Answer: In C#, you can use LINQ to efficiently check for missing or null values in large datasets. This approach allows for quick identification of data quality issues.
Key Points:
- Utilizing LINQ for concise and readable code.
- Handling both numeric (double.NaN
) and null references efficiently.
- Important for initial data quality assessment before analysis.
Example:
public static bool ContainsMissingValues(double?[] dataset)
{
return dataset.Any(item => item == null || double.IsNaN(item.Value));
}
public static void Main()
{
double?[] dataset = { 1.0, 2.0, null, 4.0, double.NaN };
bool hasMissingValues = ContainsMissingValues(dataset);
Console.WriteLine($"Dataset contains missing values: {hasMissingValues}");
}
3. What are the implications of deleting rows with missing values in big data analytics?
Answer: Deleting rows with missing values can simplify the dataset but may lead to significant data loss, bias, and reduced accuracy in the analysis. It's crucial in big data contexts to weigh the trade-offs between data quality and quantity.
Key Points:
- Potential loss of valuable information.
- Risk of introducing bias into the analysis.
- Not always feasible with large datasets due to computational constraints.
Example:
// Assuming a dataset represented as a list of nullable double arrays
public static List<double?[]> RemoveRowsWithMissingValues(List<double?[]> dataset)
{
return dataset.Where(row => row.All(value => value != null && !double.IsNaN(value.Value))).ToList();
}
public static void Main()
{
List<double?[]> dataset = new List<double?[]>
{
new double?[] {1.0, 2.0, 3.0},
new double?[] {4.0, null, 6.0},
new double?[] {7.0, 8.0, 9.0}
};
var cleanedDataset = RemoveRowsWithMissingValues(dataset);
Console.WriteLine($"Rows after removal: {cleanedDataset.Count}");
}
4. Discuss how machine learning can be used to address missing data in large datasets.
Answer: Machine learning models, such as decision trees or neural networks, can predict missing values based on patterns in the data. This approach involves training a model on the existing data to learn the relationships between features, which it then uses to impute missing values.
Key Points:
- Leverages the underlying patterns in the data.
- Can be more accurate than simple imputation methods.
- Requires careful consideration of model complexity and overfitting.
Example:
// This is a conceptual example.
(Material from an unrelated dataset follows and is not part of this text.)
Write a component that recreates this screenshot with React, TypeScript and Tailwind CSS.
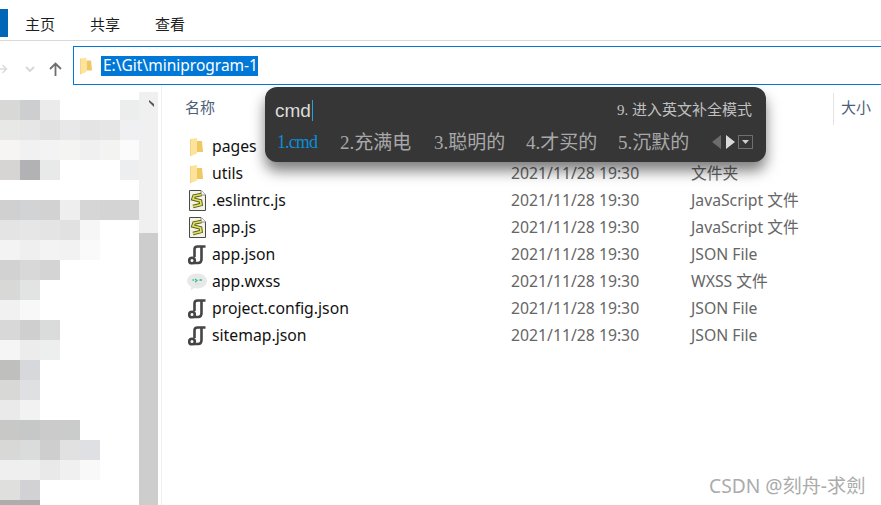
const latin = "font-['Noto_Sans','Noto_Sans_CJK_SC',sans-serif]";

// mosaic over the navigation pane, one row per 20px, one value per 20px column
const MOSAIC = [
  ["d8d8d6", "cdced0", "ebebeb", "ffffff", "ffffff", "ffffff", "eceded"],
  ["e8e8e6", "e6e6e6", "e1e1e1", "e8e8e8", "e4e4e4", "e6e6e6", "f0f0f2"],
  ["f6f5f3", "f1f1f1", "f3f3f3", "f4f4f2", "f0f0f0", "f3f3f1", "fbfbfb"],
  ["d6d5d3", "b2b2b4", "e8eaea", "ffffff", "ffffff", "ffffff", "eceef0"],
  ["ffffff", "ffffff", "ffffff", "ffffff", "ffffff", "ffffff", "ffffff"],
  ["d0d0d0", "d2d3d5", "d2d2d2", "eeeeee", "d6d6d6", "d4d4d4", "d4d4d4"],
  ["e4e4e4", "e6e6e6", "e4e4e4", "e1e1e1", "f6f6f6", "ffffff", "ffffff"],
  ["f3f3f3", "efefef", "f3f3f3", "f2f2f2", "fafafa", "ffffff", "ffffff"],
  ["d2d2d2", "d8d8d8", "d4d4d4", "ffffff", "ffffff", "ffffff", "ffffff"],
  ["d8d8d6", "e2e4e3", "ffffff", "ffffff", "ffffff", "ffffff", "ffffff"],
  ["f1f1f1", "f8f8f8", "ffffff", "ffffff", "ffffff", "ffffff", "ffffff"],
  ["d8d8d8", "cfcfcf", "dadcdc", "ffffff", "ffffff", "ffffff", "ffffff"],
  ["f5f5f5", "ececec", "edefef", "ffffff", "ffffff", "ffffff", "ffffff"],
  ["bfbfbd", "d6d8db", "ffffff", "ffffff", "ffffff", "ffffff", "ffffff"],
  ["d8d8d6", "dfe0e2", "ffffff", "ffffff", "ffffff", "ffffff", "ffffff"],
  ["eaeaea", "f2f2f2", "ffffff", "ffffff", "ffffff", "ffffff", "ffffff"],
  ["c8c8c6", "c6c8c8", "cbcbcb", "cacccc", "ffffff", "ffffff", "ffffff"],
  ["d8d8d6", "dadcdb", "cecece", "e1e1e1", "dfe0e4", "ffffff", "ffffff"],
  ["efefef", "efefef", "e9e9e9", "f0f0f0", "f9f9f9", "ffffff", "ffffff"],
  ["dfdfdd", "d2d2d4", "ffffff", "ffffff", "ffffff", "ffffff", "ffffff"],
  ["adadad", "adadad", "ffffff", "ffffff", "ffffff", "ffffff", "ffffff"],
];

type Kind = "folder" | "js" | "json" | "wxss";

const FILES: { name: string; date: string; type: string; kind: Kind }[] = [
  { name: "pages", date: "", type: "", kind: "folder" },
  { name: "utils", date: "2021/11/28 19:30", type: "文件夹", kind: "folder" },
  { name: ".eslintrc.js", date: "2021/11/28 19:30", type: "JavaScript 文件", kind: "js" },
  { name: "app.js", date: "2021/11/28 19:30", type: "JavaScript 文件", kind: "js" },
  { name: "app.json", date: "2021/11/28 19:30", type: "JSON File", kind: "json" },
  { name: "app.wxss", date: "2021/11/28 19:30", type: "WXSS 文件", kind: "wxss" },
  { name: "project.config.json", date: "2021/11/28 19:30", type: "JSON File", kind: "json" },
  { name: "sitemap.json", date: "2021/11/28 19:30", type: "JSON File", kind: "json" },
];

function FolderIcon({ className }: { className?: string }) {
  return (
    <svg viewBox="0 0 13 18" className={className}>
      <path d="M7 3 H12 L13 14 H7 Z" fill="#f0c862" />
      <path d="M0 1 L7 0 V15.5 L1 18 H0 Z" fill="#fde39c" />
      <path d="M0 1 V18 H1 V1.2 Z" fill="#f4d489" />
    </svg>
  );
}

function FileIcon({ kind }: { kind: Kind }) {
  if (kind === "folder") return <FolderIcon className="ml-[3px] h-[18px] w-[13px]" />;
  if (kind === "js")
    return (
      <svg viewBox="0 0 17 21" className="ml-[2px] h-[21px] w-[17px]">
        <path d="M0.5 0.5 H12 L16.5 5 V20.5 H0.5 Z" fill="#f3f3ea" stroke="#4a4a4a" />
        <path d="M12 0.5 V5 H16.5" fill="#fff" stroke="#8a8a8a" />
        <path d="M12.5 4.5 L5 6 L4 9 L11.5 11 L12 14.5 L4 16.5" fill="none" stroke="#56601c" strokeWidth="3.6" />
        <path d="M12.5 4.5 L5 6 L4 9 L11.5 11 L12 14.5 L4 16.5" fill="none" stroke="#e6df5c" strokeWidth="1.7" />
      </svg>
    );
  if (kind === "json")
    return (
      <svg viewBox="0 0 18 20" fill="none" className="ml-px h-[20px] w-[18px]" stroke="#454545">
        <path d="M6.5 12 V4.5 Q6.5 1.5 9.5 1.5 H17.5" strokeWidth="2.6" />
        <path d="M13.5 2 V14 Q13.5 18 10 18 H5" strokeWidth="2.6" />
        <circle cx="4" cy="15.5" r="2.8" strokeWidth="2.6" />
      </svg>
    );
  return (
    <svg viewBox="0 0 20 18" className="h-[18px] w-[20px]">
      <path d="M10 0.5 C15.5 0.5 20 3.6 20 8 C20 12.4 15.5 15.5 10 15.5 C9 15.5 8 15.4 7 15.1 L4 17.5 L4 13.6 C1.6 12.2 0 10.2 0 8 C0 3.6 4.5 0.5 10 0.5 Z" fill="#e8e8e8" />
      <path d="M8 6 L10 7.5 L8 9" fill="none" stroke="#1fc585" strokeWidth="1.2" />
      <path d="M12.5 7 H15 M5.5 7 H7" stroke="#1fc585" strokeWidth="1.5" />
      <path d="M8 11 H12" stroke="#bfe6d2" strokeWidth="1" />
    </svg>
  );
}

function NavPane() {
  return (
    <div className="relative h-full w-[162px] shrink-0 border-r border-[#f0f0f0] pt-[15px]">
      <div className="w-[140px]">
        {MOSAIC.map((row, i) => (
          <div key={i} className="flex h-5">
            {row.map((c, j) => (
              <div key={j} className="h-5 w-5" style={{ backgroundColor: `#${c}` }} />
            ))}
          </div>
        ))}
      </div>
      {/* scrollbar */}
      <div className="absolute left-[139px] top-[7px] flex h-full w-[19px] flex-col">
        <div className="h-[141px] shrink-0 bg-[#f0f0f0]" />
        <div className="flex-1 bg-[#cdcdcd]" />
      </div>
      <svg viewBox="0 0 5 7" className="absolute left-[149px] top-[15px] h-[7px] w-[5px]">
        <path d="M0 0 L5 4 V7 L0 2 Z" fill="#555" />
      </svg>
    </div>
  );
}

function ImePopup() {
  return (
    <div className="absolute left-[265px] top-[87px] h-[75px] w-[501px] rounded-[12px] bg-[#363636] shadow-[0_9px_14px_rgba(0,0,0,0.5)]">
      <div className="flex h-[45px] items-center justify-between pl-[10px] pr-[14px] pt-[2px]">
        <span className="flex items-center font-['Liberation_Sans',sans-serif] text-[19px] leading-none text-[#dcdcdc]">
          cmd
          <span className="ml-px inline-block h-[21px] w-px bg-[#2a9fe0]" />
        </span>
        <span className="font-['Liberation_Serif','Noto_Sans_CJK_SC',serif] text-[15px] leading-none text-[#c0c0c0]">
          9. 进入英文补全模式
        </span>
      </div>
      <div className="flex h-[20px] items-center whitespace-nowrap pl-[12px] font-['Liberation_Serif','Noto_Sans_CJK_SC',serif] text-[19px] leading-none text-[#a8a8a8]">
        <span className="w-[63px] text-[18px] tracking-[-0.9px] text-[#0a8ed8]">1.cmd</span>
        <span className="w-[94px]">2.充满电</span>
        <span className="w-[92px]">3.聪明的</span>
        <span className="w-[92px]">4.才买的</span>
        <span className="w-[94px]">5.沉默的</span>
        <svg viewBox="0 0 9 14" className="h-[14px] w-[9px]">
          <path d="M9 0 V14 L0 7 Z" fill="#6c6c6c" />
        </svg>
        <svg viewBox="0 0 9 14" className="ml-[5px] h-[14px] w-[9px]">
          <path d="M0 0 V14 L9 7 Z" fill="#dadada" />
        </svg>
        <span className="ml-[3px] flex h-[14px] w-[15px] items-center justify-center border border-[#6f6f6f]">
          <svg viewBox="0 0 7 4" className="h-[4px] w-[7px]">
            <path d="M0 0 H7 L3.5 4 Z" fill="#cfcfcf" />
          </svg>
        </span>
      </div>
    </div>
  );
}

export default function App() {
  return (
    <div className={`relative h-[505px] w-[881px] overflow-hidden bg-white ${latin}`}>
      {/* ribbon tabs */}
      <div className="flex h-[41px] items-center border-b border-[#d9d9d9] pt-[9px] text-[15px] text-[#1e1e1e]">
        <div className="h-[28px] w-2 -translate-y-[2px] bg-[#0067b8]" />
        <div className="ml-[17px] flex gap-[35px]">
          <span>主页</span>
          <span>共享</span>
          <span>查看</span>
        </div>
      </div>

      {/* address bar */}
      <div className="flex h-[44px] items-end">
        <div className="flex w-[73px] items-center pb-[9px]">
          <svg viewBox="0 0 8 12" className="ml-[-1px] h-[12px] w-[9px]" fill="none" stroke="#dcdcdc" strokeWidth="1.6">
            <path d="M0 6 H7 M3 2 L7 6 L3 10" />
          </svg>
          <svg viewBox="0 0 10 6" className="ml-[17px] h-[6px] w-[10px]" fill="none" stroke="#d6d6d6" strokeWidth="1.8">
            <path d="M1 1 L5 5 L9 1" />
          </svg>
          <svg viewBox="0 0 13 14" className="ml-[14px] h-[14px] w-[13px]" fill="none" stroke="#6e6e6e" strokeWidth="1.8">
            <path d="M6.5 14 V1.5 M1 7 L6.5 1.5 L12 7" />
          </svg>
        </div>
        <div className="flex h-[39px] flex-1 items-center border-[1.5px] border-r-0 border-[#0078d7] pl-[6px]">
          <FolderIcon className="h-[18px] w-[12px]" />
          <span className="ml-[9px] flex h-[20px] items-center bg-[#0078d7] pl-[2px] text-[15.5px] leading-none text-white">
            E:\Git\miniprogram-1
          </span>
        </div>
      </div>

      <div className="flex h-[420px]">
        <NavPane />
        <div className="min-w-0 flex-1">
          {/* column header */}
          <div className="flex h-[48px] items-center pl-[23px] pt-[2px] text-[15px] leading-none text-[#4c607a]">
            <span className="w-[648px] -translate-y-[3px]">名称</span>
            <span className="h-[32px] w-px -translate-y-px bg-[#e3e3e3]" />
            <span className="ml-[7px] -translate-y-[3px] whitespace-nowrap">大小</span>
          </div>
          {FILES.map((f) => (
            <div key={f.name} className="flex h-[27px] items-center whitespace-nowrap text-[15.75px] leading-none">
              <span className="flex w-[50px] shrink-0 pl-[25px]">
                <FileIcon kind={f.kind} />
              </span>
              <span className="w-[299px] shrink-0 text-[#111]">{f.name}</span>
              <span className="w-[180px] shrink-0 text-[#666]">{f.date}</span>
              <span className="text-[#666]">{f.type}</span>
            </div>
          ))}
        </div>
      </div>

      <ImePopup />

      <span className="absolute left-[709px] top-[473px] whitespace-nowrap text-[19.2px] leading-[26px] text-[#ababab]">
        CSDN @刻舟-求劍
      </span>
    </div>
  );
}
Actual implementation would depend on the specific ML library in use (e.g., ML.NET).
public static double[] PredictMissingValues(double[] data, double[] features)
{
// Assume a machine learning model is trained here to predict missing values based on features.
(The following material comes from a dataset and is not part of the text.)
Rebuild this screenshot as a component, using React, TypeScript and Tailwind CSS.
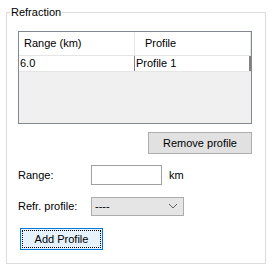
import React from 'react';

const font = { fontFamily: '"Liberation Sans", Arial, sans-serif' };

const ProfileGrid: React.FC = () => {
  return (
    <div className="ml-[11px] mt-[12px] flex h-[93px] w-[234px] flex-col border border-[#828790] bg-[#f0f0f0]">
      <div className="flex h-[24px] border-b border-[#e5e5e5] bg-white">
        <div className="flex w-[116px] items-center border-r border-[#e5e5e5] pl-[5px]">Range (km)</div>
        <div className="flex flex-1 items-center border-r border-[#e5e5e5] pl-[10px]">Profile</div>
      </div>
      <div className="flex h-[16px] border-b border-[#e5e5e5] bg-white">
        <div className="flex w-[116px] items-center border-r border-[#828282] pl-[1px]">6.0</div>
        <div className="flex flex-1 items-center border-r-2 border-[#828282] pl-[1px]">Profile 1</div>
      </div>
    </div>
  );
};

export default function App() {
  return (
    <div className="h-[270px] w-[272px] bg-white pt-[5px] text-[11px] text-black" style={font}>
      <fieldset className="mx-[6px] h-[259px] w-[260px] border border-[#dcdcdc]">
        <legend className="ml-[3px] px-[1px] leading-[14px]">Refraction</legend>

        <ProfileGrid />

        <div className="mt-[8px] flex w-[245px] justify-end">
          <button className="h-[22px] w-[104px] border border-[#adadad] bg-[#e1e1e1] leading-none">
            Remove profile
          </button>
        </div>

        <div className="mt-[11px] flex h-[20px] items-center">
          <span className="ml-[11px] w-[73px]">Range:</span>
          <div className="h-[20px] w-[71px] border border-[#a0a0a0] bg-white" />
          <span className="ml-[7px]">km</span>
        </div>

        <div className="mt-[11px] flex h-[20px] items-center">
          <span className="ml-[11px] w-[73px]">Refr. profile:</span>
          <div className="flex h-[19px] w-[93px] items-center justify-between border border-[#acacac] bg-[#e5e5e5] pl-[3px] pr-[5px]">
            <span>----</span>
            <svg width="10" height="6" viewBox="0 0 10 6" fill="none">
              <path d="M1 1 L5 5 L9 1" stroke="#606060" strokeWidth="1" />
            </svg>
          </div>
        </div>

        <div className="ml-[13px] mt-[12px]">
          <button className="flex h-[22px] w-[83px] items-stretch border border-[#0078d7] bg-[#e5f1fb] p-[1px]">
            <span className="flex flex-1 items-center justify-center border border-dotted border-black leading-none">
              Add Profile
            </span>
          </button>
        </div>
      </fieldset>
    </div>
  );
}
// For simplicity, this is a placeholder to represent the concept.
double predictedValue = 0; // Placeholder for a machine learning model's output.
for (int i = 0; i < data.Length; i++)
{
if (double.IsNaN(data[i]))
{
// Predict the missing value using a trained ML model and features.
data[i] = predictedValue; // Replace missing value with the prediction.
}
}
return data;
}
// Note: In practice, you would utilize a specific ML framework to implement the model training and prediction logic.
This advanced approach emphasizes the potential of machine learning to enrich big data analytics by mitigating the impact of missing data, showcasing its utility beyond predictive modeling to data preprocessing and quality enhancement.